>> begin Stored rows

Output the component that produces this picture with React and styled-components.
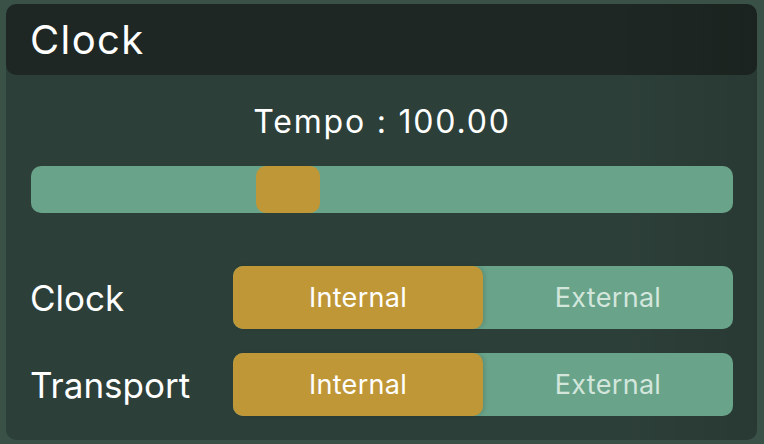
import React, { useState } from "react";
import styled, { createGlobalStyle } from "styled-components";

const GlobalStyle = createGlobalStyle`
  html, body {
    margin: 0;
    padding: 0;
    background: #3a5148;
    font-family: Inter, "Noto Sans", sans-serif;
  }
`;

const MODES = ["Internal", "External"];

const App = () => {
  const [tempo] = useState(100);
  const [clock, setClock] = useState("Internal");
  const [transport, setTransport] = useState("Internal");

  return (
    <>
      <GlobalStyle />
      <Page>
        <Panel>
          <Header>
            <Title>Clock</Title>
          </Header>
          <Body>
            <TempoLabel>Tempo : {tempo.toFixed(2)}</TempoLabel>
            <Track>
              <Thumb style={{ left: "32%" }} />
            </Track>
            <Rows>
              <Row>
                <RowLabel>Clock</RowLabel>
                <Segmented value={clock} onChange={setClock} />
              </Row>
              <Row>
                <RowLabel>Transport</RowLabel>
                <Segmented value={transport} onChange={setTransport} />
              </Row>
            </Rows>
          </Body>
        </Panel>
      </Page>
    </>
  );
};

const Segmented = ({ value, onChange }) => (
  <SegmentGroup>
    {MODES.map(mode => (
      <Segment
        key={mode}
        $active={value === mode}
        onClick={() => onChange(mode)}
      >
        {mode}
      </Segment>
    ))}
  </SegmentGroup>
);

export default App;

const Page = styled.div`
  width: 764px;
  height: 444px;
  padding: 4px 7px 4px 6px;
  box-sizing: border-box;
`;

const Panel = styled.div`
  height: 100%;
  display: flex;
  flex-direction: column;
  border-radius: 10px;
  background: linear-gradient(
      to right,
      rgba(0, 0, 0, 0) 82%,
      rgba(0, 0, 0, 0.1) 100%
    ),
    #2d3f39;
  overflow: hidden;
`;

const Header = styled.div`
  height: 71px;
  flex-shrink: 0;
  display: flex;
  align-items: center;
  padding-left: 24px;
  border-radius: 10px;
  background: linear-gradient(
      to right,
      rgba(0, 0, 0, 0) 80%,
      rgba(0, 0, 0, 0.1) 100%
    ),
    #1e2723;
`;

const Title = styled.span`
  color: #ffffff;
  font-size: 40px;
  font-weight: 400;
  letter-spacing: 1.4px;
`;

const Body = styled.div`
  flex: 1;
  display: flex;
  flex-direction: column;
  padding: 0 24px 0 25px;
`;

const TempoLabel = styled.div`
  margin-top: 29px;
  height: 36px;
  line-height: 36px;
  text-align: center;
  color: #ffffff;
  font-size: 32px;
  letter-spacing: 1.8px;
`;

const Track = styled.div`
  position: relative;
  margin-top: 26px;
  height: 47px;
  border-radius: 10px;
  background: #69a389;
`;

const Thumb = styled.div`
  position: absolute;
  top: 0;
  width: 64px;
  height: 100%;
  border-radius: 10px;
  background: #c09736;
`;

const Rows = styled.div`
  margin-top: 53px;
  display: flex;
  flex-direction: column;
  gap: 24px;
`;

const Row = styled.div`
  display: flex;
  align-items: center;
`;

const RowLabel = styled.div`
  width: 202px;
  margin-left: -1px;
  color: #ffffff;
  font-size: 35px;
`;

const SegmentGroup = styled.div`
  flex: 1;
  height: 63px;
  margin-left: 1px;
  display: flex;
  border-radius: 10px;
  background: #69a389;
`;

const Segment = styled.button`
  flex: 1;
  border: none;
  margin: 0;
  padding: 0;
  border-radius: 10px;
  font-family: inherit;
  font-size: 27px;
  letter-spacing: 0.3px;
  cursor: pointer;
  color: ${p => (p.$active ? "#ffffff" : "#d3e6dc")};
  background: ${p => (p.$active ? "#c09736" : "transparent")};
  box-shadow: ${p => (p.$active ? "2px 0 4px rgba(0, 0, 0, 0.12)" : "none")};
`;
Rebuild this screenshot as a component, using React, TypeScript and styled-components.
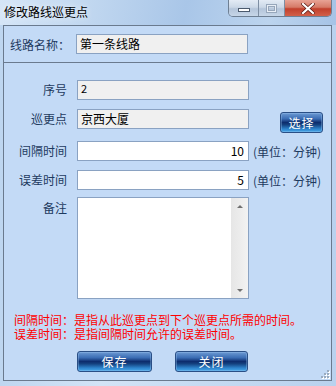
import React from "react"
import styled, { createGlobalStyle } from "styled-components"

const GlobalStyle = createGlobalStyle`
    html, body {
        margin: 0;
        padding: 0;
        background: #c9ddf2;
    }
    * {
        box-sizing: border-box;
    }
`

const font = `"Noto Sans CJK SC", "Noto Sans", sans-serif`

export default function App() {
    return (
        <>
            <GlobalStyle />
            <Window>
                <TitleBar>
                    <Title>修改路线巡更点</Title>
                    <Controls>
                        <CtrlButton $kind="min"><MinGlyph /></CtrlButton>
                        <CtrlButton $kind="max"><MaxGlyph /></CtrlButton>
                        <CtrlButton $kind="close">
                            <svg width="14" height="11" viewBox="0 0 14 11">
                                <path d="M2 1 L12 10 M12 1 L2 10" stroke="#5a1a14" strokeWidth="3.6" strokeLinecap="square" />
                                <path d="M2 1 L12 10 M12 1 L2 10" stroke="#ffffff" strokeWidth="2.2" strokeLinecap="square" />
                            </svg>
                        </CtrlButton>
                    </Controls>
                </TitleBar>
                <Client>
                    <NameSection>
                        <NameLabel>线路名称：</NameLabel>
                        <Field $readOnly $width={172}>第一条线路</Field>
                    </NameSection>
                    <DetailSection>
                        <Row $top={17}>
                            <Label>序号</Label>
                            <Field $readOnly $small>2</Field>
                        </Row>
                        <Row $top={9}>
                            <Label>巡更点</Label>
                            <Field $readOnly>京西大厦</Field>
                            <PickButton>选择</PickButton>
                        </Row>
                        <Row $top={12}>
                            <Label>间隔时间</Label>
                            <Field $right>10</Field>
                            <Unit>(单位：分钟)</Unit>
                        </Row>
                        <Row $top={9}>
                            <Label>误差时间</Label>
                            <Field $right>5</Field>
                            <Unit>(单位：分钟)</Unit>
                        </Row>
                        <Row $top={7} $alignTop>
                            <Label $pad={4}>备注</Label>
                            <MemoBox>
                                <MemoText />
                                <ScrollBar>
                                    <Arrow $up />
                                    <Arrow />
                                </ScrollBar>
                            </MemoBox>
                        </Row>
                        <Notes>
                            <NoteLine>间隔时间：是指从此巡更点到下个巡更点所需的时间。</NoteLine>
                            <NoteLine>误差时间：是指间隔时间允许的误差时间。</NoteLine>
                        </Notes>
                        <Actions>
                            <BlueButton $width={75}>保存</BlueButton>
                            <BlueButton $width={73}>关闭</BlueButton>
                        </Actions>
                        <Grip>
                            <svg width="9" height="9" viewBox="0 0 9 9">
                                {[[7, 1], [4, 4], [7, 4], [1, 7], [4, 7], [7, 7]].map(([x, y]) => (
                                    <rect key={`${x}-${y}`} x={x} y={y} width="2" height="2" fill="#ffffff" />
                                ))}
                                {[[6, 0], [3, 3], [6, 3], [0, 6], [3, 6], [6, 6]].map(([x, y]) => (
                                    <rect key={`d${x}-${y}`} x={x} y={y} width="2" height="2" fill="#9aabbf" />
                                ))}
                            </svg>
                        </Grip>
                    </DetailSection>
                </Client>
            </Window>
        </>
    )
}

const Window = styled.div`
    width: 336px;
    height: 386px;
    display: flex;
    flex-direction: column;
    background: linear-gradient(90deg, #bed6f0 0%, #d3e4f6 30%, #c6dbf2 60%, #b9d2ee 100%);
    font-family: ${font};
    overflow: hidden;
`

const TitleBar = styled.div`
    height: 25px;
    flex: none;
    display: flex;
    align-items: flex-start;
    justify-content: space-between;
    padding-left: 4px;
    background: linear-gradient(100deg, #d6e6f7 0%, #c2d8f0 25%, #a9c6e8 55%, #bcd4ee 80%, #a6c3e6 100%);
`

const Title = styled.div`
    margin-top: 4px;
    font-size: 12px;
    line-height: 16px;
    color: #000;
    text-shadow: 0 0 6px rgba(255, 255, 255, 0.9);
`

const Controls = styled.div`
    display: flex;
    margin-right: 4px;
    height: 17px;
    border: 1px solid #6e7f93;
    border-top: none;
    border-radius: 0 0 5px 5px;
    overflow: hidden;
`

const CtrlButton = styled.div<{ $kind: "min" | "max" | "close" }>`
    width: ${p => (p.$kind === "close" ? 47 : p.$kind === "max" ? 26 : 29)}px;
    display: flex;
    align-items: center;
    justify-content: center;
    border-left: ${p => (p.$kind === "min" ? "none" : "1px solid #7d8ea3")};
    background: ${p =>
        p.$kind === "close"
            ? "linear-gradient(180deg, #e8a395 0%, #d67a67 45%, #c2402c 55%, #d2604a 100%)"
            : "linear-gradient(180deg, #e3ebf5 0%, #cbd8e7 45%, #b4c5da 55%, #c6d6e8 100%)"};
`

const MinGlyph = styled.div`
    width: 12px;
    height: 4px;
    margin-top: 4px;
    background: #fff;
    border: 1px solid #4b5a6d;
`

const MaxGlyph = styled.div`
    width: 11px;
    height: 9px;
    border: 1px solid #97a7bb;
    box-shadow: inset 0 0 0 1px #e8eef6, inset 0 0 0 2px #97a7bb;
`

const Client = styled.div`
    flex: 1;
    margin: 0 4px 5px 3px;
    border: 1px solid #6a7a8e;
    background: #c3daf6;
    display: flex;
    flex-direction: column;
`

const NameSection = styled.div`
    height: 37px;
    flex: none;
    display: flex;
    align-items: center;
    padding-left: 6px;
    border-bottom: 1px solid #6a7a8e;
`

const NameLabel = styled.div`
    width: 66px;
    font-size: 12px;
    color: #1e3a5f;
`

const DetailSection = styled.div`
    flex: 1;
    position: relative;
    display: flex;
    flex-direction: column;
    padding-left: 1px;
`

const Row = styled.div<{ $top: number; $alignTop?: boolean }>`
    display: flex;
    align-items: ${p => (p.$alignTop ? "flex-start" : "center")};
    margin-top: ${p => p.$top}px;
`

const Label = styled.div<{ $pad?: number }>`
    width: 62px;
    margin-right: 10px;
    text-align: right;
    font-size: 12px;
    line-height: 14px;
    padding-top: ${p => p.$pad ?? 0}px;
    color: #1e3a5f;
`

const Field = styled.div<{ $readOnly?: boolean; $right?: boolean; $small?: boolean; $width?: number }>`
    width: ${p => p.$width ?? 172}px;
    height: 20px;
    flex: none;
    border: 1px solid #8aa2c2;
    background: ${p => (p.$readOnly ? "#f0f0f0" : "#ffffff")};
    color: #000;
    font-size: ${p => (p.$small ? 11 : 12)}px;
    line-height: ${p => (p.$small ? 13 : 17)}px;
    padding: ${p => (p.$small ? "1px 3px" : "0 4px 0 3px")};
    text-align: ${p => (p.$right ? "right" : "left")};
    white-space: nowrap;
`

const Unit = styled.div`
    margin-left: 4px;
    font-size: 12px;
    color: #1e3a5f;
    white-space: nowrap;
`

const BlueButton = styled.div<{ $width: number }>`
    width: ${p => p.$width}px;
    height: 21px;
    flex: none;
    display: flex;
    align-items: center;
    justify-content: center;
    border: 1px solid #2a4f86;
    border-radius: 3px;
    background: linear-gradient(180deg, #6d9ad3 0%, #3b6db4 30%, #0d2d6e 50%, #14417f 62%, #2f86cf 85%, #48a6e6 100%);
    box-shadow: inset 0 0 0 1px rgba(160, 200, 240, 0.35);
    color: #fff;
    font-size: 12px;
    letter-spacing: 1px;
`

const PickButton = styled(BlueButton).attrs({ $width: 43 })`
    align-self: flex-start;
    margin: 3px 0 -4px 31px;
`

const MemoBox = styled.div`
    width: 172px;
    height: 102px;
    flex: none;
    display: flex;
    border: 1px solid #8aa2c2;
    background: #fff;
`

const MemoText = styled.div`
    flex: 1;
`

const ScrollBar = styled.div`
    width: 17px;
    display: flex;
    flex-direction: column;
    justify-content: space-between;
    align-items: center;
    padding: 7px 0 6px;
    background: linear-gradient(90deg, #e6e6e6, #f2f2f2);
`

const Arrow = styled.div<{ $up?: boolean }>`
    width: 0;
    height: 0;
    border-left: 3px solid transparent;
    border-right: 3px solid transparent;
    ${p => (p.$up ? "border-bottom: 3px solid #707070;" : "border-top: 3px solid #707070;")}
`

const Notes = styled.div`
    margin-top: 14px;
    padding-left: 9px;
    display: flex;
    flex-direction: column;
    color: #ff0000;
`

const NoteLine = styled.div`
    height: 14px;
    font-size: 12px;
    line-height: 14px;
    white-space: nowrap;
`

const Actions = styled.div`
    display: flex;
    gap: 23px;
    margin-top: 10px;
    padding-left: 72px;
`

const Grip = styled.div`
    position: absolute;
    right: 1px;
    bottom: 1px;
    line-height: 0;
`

>> end Stored rows

Transcribe exactly, please, the lines between the start of the records above and the line holding "export default App;", counting both of those lines and omitting pictures.

Problem solution:
Output the component that produces this picture with React and styled-components.
import React, { useState } from "react";
import styled, { createGlobalStyle } from "styled-components";

const GlobalStyle = createGlobalStyle`
  html, body {
    margin: 0;
    padding: 0;
    background: #3a5148;
    font-family: Inter, "Noto Sans", sans-serif;
  }
`;

const MODES = ["Internal", "External"];

const App = () => {
  const [tempo] = useState(100);
  const [clock, setClock] = useState("Internal");
  const [transport, setTransport] = useState("Internal");

  return (
    <>
      <GlobalStyle />
      <Page>
        <Panel>
          <Header>
            <Title>Clock</Title>
          </Header>
          <Body>
            <TempoLabel>Tempo : {tempo.toFixed(2)}</TempoLabel>
            <Track>
              <Thumb style={{ left: "32%" }} />
            </Track>
            <Rows>
              <Row>
                <RowLabel>Clock</RowLabel>
                <Segmented value={clock} onChange={setClock} />
              </Row>
              <Row>
                <RowLabel>Transport</RowLabel>
                <Segmented value={transport} onChange={setTransport} />
              </Row>
            </Rows>
          </Body>
        </Panel>
      </Page>
    </>
  );
};

const Segmented = ({ value, onChange }) => (
  <SegmentGroup>
    {MODES.map(mode => (
      <Segment
        key={mode}
        $active={value === mode}
        onClick={() => onChange(mode)}
      >
        {mode}
      </Segment>
    ))}
  </SegmentGroup>
);

export default App;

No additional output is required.